Good writers know how to engage their audience with their writing. They know how to hook readers and get them to pay attention to what they have to say. Two tactics will help leverage the strategy of getting and holding a person’s attention and getting them to remember the details.

Tactic 1: Speak clearly and get to the point.

How often have you sat through a meeting or conference just to hear a presenter communicating vaguely? They may ramble on about topics that have no importance to their subject. Chances are, you recall little information from such communication.

To get and hold a person’s attention with this strategy, speak clearly and get to the point. Attention is task-dependent and determined by the motivation of the individual in order to selectively attend to the communicator. As a result, it is best to speak clearly to get the listener’s attention and be brief so that you hold their attention. Adding frivolous filler information will distract the listener.

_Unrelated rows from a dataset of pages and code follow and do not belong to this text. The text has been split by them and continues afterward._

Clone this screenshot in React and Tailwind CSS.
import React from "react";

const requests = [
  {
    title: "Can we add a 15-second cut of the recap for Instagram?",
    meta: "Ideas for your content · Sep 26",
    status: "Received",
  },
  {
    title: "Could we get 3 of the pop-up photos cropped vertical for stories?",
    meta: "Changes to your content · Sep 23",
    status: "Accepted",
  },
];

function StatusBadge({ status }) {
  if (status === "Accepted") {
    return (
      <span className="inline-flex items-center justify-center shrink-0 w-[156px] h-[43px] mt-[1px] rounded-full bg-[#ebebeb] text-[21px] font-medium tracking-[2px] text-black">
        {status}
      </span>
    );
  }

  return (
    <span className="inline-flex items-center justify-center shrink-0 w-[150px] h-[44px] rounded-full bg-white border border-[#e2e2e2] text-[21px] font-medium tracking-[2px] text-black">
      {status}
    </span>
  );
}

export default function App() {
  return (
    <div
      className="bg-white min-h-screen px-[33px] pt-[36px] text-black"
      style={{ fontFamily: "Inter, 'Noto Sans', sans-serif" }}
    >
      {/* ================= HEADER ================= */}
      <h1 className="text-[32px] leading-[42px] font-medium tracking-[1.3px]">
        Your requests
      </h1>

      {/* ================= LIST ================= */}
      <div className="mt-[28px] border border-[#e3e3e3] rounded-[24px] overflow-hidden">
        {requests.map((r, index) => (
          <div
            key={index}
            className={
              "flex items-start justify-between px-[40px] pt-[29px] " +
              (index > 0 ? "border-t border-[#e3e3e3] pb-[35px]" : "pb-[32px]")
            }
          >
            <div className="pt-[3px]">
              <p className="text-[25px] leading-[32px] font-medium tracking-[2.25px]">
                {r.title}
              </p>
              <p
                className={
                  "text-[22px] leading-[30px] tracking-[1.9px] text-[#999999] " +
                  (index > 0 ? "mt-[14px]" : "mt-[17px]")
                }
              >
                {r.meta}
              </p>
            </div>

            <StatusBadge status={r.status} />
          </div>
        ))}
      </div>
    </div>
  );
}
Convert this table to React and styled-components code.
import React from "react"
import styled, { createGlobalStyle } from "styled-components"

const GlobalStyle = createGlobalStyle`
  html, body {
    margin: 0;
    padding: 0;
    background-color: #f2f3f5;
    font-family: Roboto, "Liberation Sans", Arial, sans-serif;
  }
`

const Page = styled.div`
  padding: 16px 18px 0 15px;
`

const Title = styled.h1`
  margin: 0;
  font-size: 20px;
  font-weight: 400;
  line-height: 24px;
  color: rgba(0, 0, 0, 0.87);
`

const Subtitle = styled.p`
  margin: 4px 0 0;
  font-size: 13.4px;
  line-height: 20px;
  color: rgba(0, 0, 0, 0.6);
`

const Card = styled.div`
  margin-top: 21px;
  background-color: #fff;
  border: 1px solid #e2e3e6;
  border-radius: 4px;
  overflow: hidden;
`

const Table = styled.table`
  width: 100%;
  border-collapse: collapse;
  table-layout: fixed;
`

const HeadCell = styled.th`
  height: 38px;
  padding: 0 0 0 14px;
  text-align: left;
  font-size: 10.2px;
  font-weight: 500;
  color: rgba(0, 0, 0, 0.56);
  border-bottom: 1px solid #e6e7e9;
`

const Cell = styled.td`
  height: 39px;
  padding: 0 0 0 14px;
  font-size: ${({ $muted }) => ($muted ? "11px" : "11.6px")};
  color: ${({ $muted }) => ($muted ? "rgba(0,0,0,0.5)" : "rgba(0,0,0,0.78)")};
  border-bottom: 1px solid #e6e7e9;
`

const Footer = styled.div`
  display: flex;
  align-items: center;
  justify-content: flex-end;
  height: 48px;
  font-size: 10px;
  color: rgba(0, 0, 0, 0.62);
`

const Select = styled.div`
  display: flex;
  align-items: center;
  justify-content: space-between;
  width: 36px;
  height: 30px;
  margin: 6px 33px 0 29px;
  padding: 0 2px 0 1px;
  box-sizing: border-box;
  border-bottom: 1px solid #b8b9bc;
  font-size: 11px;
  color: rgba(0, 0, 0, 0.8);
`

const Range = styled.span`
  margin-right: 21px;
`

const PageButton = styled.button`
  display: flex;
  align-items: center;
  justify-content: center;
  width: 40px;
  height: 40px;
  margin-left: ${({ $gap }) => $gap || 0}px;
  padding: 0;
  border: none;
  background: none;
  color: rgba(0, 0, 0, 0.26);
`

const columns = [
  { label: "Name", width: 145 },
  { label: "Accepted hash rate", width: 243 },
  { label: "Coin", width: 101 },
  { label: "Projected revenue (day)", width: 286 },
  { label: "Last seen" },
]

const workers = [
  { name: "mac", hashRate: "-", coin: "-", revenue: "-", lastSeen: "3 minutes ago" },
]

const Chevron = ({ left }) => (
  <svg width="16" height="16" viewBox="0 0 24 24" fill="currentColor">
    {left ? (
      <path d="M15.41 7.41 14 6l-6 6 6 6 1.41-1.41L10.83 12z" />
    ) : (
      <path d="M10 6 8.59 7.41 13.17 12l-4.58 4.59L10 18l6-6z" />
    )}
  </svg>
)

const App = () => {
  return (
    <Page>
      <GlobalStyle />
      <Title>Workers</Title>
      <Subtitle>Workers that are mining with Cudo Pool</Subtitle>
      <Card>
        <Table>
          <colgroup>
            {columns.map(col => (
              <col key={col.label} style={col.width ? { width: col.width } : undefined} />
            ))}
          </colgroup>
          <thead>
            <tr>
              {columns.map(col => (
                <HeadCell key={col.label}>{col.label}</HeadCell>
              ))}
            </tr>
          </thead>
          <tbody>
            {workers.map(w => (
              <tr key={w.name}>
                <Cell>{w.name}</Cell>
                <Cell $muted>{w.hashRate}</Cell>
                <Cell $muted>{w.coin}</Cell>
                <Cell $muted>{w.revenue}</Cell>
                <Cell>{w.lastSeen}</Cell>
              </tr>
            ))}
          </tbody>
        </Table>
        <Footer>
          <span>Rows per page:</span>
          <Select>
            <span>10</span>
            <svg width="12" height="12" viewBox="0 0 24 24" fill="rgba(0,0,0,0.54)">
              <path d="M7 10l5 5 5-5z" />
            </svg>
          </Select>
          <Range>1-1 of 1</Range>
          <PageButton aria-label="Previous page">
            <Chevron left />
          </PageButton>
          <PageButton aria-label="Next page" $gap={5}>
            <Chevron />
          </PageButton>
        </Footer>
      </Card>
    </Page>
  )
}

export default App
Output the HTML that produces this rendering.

Tactic 2: Consider your audience.

Effective writers and communicators consider their audience before speaking or writing. Good communicators focus on what their audiences can relate to. Effective communicators are able to connect with their audiences, focusing on what they need to know. A story is only interesting to the audience if they can connect with it. People need to see how they fit within your message to hold their attention.

Final Thoughts

Yes, we all communicate in one form or another. However, for effective communication, we require the listener to focus their attention and listen to our message. There are barriers to communication that prohibit a person from fully focusing their attention. The myth of multitasking, better known as the process of task-switching, combined with technology, is a roadblock to getting and holding a person’s attention. To help us better understand how people recall information, it’s important to understand the different types of human memory. When we understand how memory works and how to leverage various strategies and tactics to get a person to pay attention, we can increase our chances of successfully creating an effective communication connection with our audience.